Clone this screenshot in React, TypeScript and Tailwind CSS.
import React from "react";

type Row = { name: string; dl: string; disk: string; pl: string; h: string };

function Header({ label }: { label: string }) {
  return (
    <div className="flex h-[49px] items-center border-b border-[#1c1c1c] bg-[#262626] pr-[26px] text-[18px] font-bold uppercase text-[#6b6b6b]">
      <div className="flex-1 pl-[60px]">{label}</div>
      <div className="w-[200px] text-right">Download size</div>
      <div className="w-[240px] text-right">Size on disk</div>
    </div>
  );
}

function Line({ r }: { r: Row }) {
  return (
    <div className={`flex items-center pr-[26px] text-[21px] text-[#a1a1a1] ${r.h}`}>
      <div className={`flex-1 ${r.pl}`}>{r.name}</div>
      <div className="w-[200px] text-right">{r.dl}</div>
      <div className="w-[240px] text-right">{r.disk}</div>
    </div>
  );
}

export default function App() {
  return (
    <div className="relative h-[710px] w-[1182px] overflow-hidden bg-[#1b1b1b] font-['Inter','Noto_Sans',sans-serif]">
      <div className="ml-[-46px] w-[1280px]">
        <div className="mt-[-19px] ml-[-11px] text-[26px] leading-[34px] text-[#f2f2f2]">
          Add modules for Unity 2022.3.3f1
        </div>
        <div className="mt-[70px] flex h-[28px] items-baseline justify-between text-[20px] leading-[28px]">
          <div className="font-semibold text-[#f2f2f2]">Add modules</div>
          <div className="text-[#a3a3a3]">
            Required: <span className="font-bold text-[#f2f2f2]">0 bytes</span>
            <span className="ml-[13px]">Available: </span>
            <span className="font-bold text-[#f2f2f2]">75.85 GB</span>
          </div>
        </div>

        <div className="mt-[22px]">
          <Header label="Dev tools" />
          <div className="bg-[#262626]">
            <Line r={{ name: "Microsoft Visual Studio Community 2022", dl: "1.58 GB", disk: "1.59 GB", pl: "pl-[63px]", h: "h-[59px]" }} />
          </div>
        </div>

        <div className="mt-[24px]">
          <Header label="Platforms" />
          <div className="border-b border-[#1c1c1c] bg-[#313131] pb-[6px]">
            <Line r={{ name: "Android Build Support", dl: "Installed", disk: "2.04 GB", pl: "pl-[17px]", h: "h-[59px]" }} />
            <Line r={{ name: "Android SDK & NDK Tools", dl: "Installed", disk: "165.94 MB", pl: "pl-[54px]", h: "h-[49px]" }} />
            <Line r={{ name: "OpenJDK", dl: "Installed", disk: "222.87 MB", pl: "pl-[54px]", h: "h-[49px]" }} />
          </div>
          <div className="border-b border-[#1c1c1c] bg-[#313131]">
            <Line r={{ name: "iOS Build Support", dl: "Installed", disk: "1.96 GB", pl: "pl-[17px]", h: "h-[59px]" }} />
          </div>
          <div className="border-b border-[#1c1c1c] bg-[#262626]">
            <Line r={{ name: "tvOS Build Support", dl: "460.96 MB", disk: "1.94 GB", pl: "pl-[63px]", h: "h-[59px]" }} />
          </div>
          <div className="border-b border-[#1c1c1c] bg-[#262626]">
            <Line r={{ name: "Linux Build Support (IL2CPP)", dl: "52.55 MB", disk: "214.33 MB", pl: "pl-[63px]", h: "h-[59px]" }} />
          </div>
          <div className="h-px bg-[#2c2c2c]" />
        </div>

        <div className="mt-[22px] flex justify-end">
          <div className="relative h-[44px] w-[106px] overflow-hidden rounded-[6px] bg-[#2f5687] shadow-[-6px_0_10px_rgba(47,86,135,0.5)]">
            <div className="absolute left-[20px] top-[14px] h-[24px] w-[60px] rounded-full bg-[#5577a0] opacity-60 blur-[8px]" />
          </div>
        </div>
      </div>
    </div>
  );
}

----

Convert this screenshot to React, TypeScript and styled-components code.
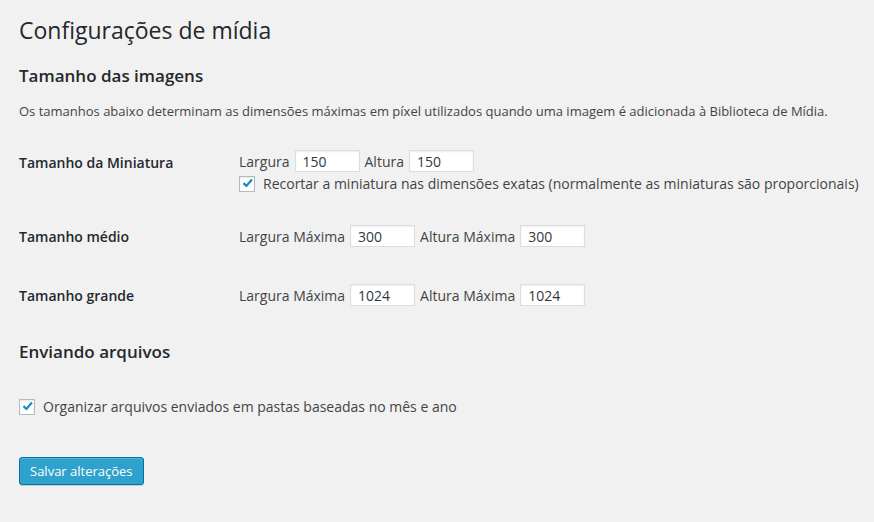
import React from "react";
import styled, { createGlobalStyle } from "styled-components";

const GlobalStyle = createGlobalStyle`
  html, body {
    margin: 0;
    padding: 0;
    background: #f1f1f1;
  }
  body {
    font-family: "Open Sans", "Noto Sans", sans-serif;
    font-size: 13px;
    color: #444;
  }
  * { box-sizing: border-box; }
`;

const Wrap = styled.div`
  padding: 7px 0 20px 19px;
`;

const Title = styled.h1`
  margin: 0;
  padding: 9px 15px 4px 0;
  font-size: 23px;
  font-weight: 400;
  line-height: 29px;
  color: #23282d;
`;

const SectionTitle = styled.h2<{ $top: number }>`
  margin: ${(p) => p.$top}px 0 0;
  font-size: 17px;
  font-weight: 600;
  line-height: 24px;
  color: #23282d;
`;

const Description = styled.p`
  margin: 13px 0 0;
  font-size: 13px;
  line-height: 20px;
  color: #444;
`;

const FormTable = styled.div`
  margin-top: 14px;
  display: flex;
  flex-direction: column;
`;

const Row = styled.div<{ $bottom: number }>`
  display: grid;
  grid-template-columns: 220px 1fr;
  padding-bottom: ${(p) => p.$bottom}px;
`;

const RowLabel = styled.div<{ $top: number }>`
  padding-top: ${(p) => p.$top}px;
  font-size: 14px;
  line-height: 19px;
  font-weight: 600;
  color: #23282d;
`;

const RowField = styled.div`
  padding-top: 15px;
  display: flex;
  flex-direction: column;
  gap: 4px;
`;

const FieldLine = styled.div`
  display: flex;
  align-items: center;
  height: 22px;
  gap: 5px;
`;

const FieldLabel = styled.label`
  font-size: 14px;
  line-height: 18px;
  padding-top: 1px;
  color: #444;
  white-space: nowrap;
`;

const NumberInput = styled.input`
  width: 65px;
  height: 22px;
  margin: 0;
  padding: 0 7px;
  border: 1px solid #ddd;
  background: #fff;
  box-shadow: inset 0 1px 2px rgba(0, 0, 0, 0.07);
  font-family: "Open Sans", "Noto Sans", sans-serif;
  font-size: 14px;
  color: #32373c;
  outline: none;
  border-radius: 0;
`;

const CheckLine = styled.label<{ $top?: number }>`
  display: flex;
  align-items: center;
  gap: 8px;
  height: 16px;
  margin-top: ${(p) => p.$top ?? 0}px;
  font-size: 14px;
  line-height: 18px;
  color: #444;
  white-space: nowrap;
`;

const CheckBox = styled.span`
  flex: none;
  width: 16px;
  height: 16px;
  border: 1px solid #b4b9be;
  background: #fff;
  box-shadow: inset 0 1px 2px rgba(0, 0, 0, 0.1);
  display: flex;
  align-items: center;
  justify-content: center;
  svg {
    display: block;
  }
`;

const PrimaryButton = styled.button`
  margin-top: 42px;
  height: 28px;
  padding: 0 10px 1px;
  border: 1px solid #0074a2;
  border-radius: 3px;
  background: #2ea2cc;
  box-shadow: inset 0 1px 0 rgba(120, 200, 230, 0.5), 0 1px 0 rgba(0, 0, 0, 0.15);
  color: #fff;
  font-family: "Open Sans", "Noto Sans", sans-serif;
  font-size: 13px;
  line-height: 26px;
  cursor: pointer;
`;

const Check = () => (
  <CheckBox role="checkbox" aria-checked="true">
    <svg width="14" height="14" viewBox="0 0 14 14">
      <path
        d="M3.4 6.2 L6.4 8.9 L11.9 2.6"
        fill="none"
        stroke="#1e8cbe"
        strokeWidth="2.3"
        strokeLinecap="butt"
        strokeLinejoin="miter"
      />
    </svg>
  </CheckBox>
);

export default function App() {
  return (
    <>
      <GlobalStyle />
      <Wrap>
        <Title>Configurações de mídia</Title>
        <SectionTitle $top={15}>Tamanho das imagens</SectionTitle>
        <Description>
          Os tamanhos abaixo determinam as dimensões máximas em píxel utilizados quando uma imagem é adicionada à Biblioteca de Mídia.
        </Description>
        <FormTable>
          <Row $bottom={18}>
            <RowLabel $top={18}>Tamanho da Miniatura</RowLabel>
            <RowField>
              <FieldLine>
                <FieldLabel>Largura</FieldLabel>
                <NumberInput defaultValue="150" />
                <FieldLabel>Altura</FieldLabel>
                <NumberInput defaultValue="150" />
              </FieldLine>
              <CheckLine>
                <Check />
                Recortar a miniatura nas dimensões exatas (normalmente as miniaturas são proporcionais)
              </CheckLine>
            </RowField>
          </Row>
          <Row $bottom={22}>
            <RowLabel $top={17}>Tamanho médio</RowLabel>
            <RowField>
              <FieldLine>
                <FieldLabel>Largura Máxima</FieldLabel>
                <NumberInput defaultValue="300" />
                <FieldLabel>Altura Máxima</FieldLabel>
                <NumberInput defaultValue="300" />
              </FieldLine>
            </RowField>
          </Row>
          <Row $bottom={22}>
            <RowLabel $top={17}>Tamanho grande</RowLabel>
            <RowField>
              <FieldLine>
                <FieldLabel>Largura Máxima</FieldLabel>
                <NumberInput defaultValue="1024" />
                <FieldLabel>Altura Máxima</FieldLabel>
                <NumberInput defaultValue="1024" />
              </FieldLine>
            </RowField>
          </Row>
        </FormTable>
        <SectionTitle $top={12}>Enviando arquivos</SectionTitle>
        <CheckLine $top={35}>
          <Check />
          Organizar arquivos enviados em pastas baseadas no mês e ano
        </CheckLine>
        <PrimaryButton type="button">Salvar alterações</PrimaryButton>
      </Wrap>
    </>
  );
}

----

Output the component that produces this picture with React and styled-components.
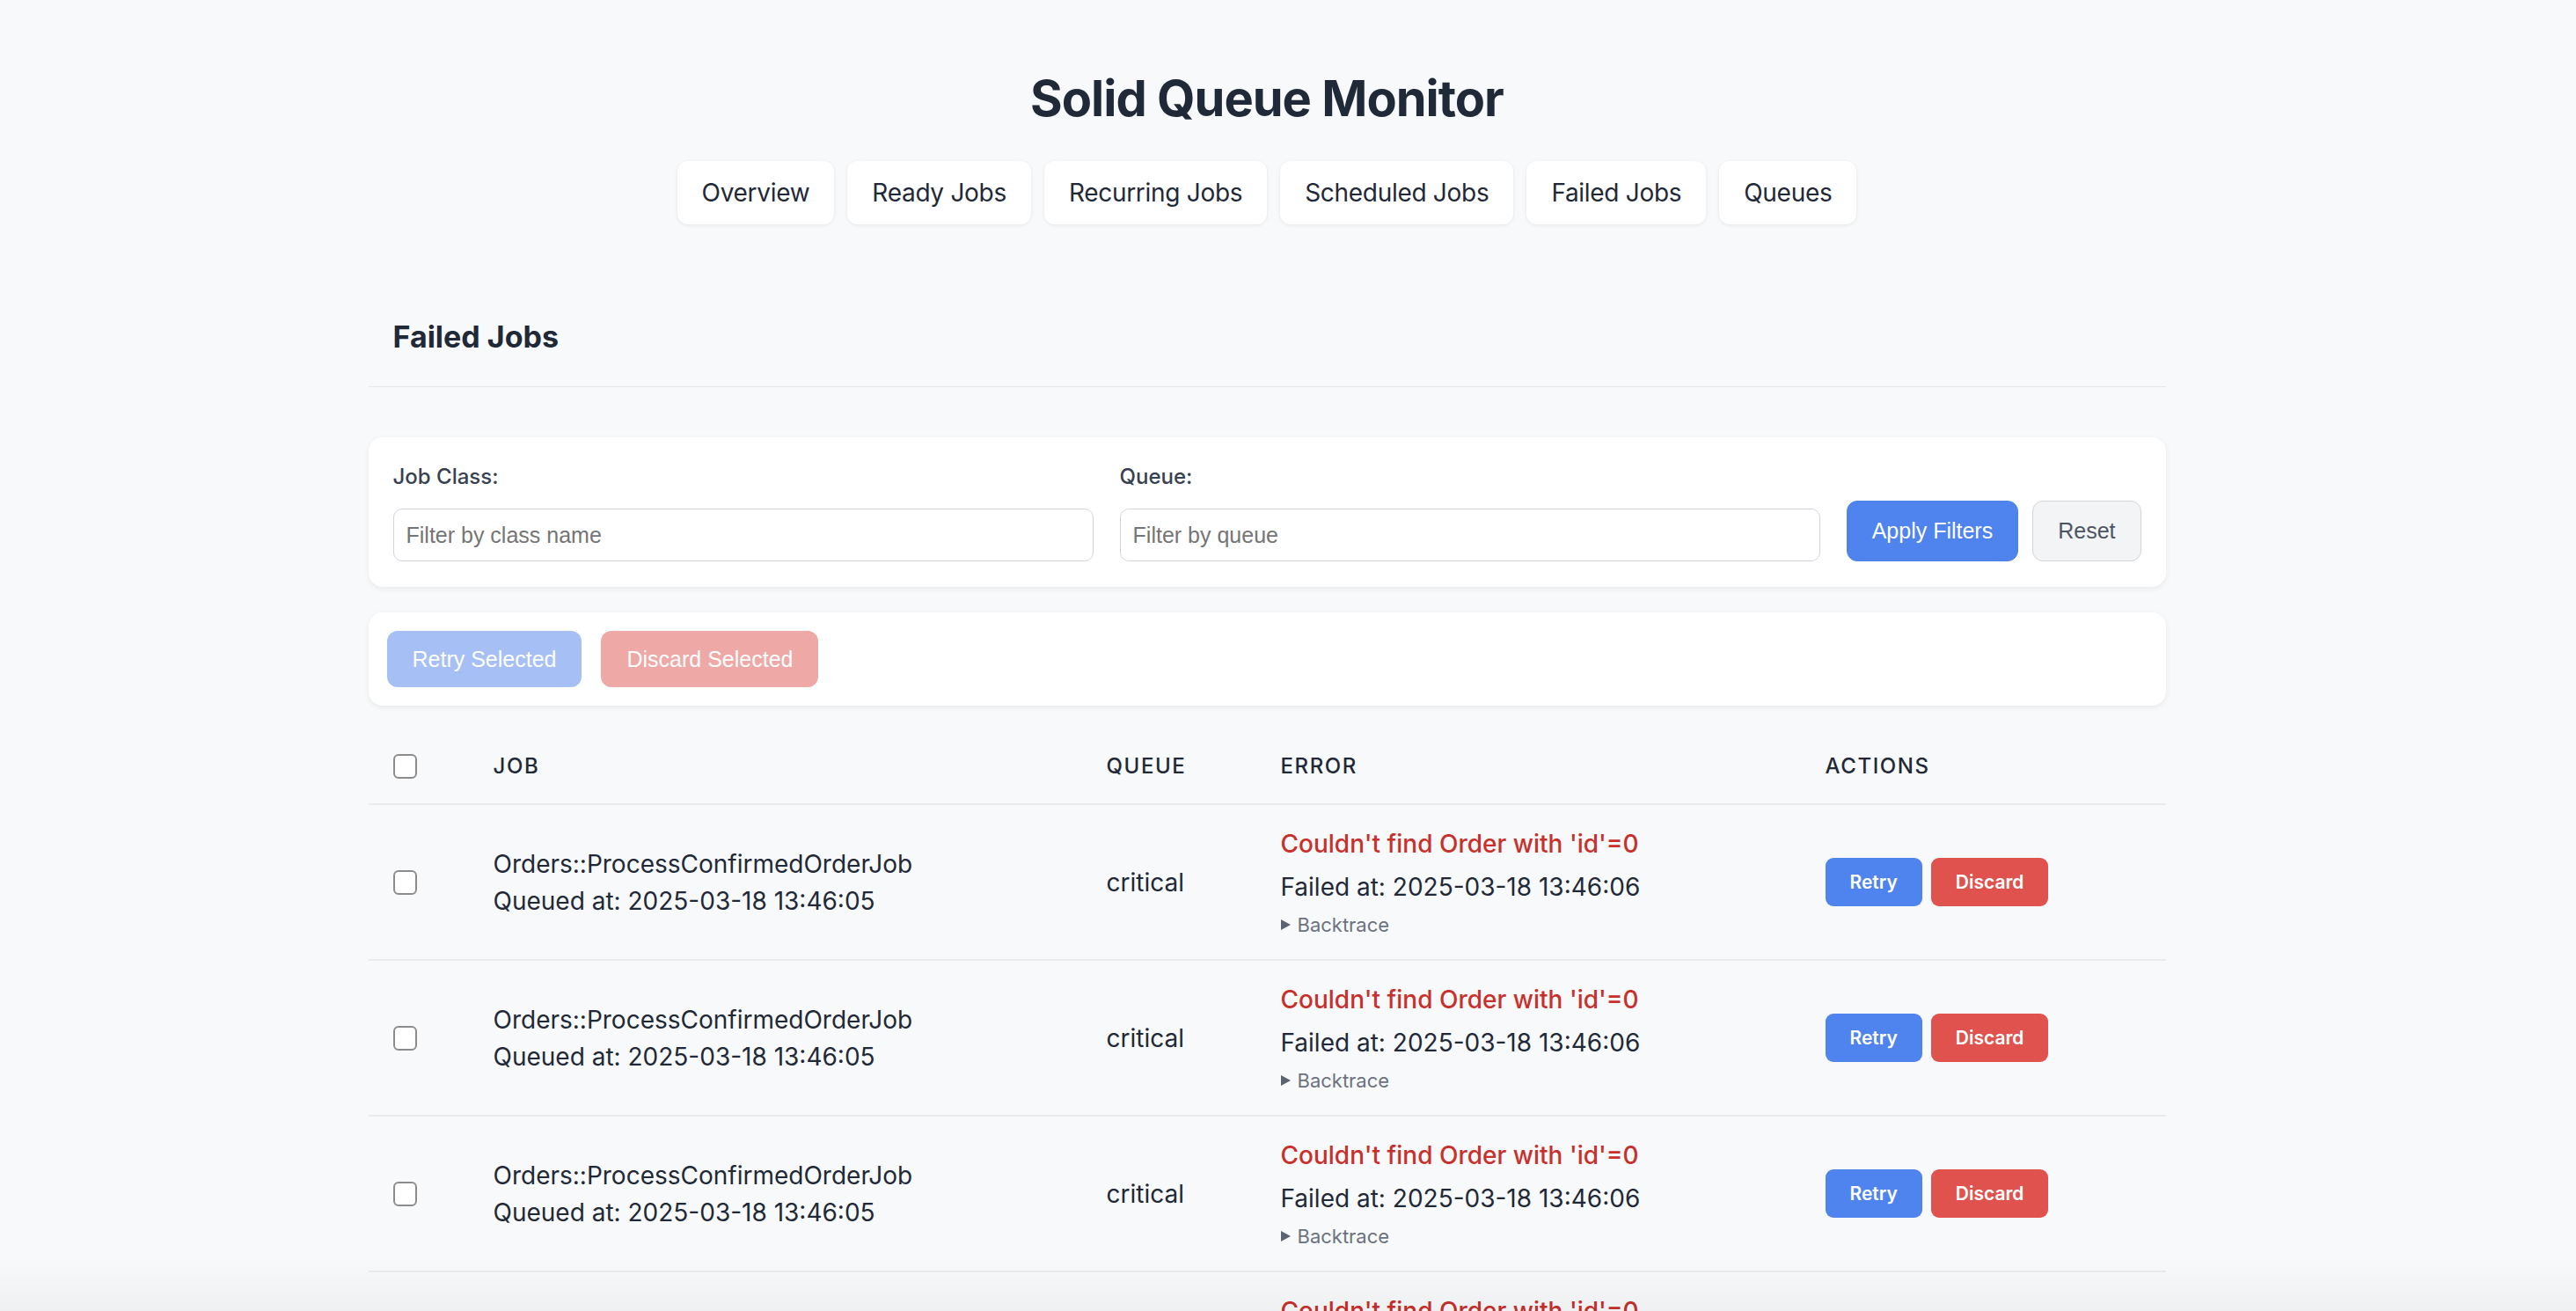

----

● Your instructions:
Return the lines of the records that include the string "this".

● Exercise result:
Clone this screenshot in React, TypeScript and Tailwind CSS.
Convert this screenshot to React, TypeScript and styled-components code.
Output the component that produces this picture with React and styled-components.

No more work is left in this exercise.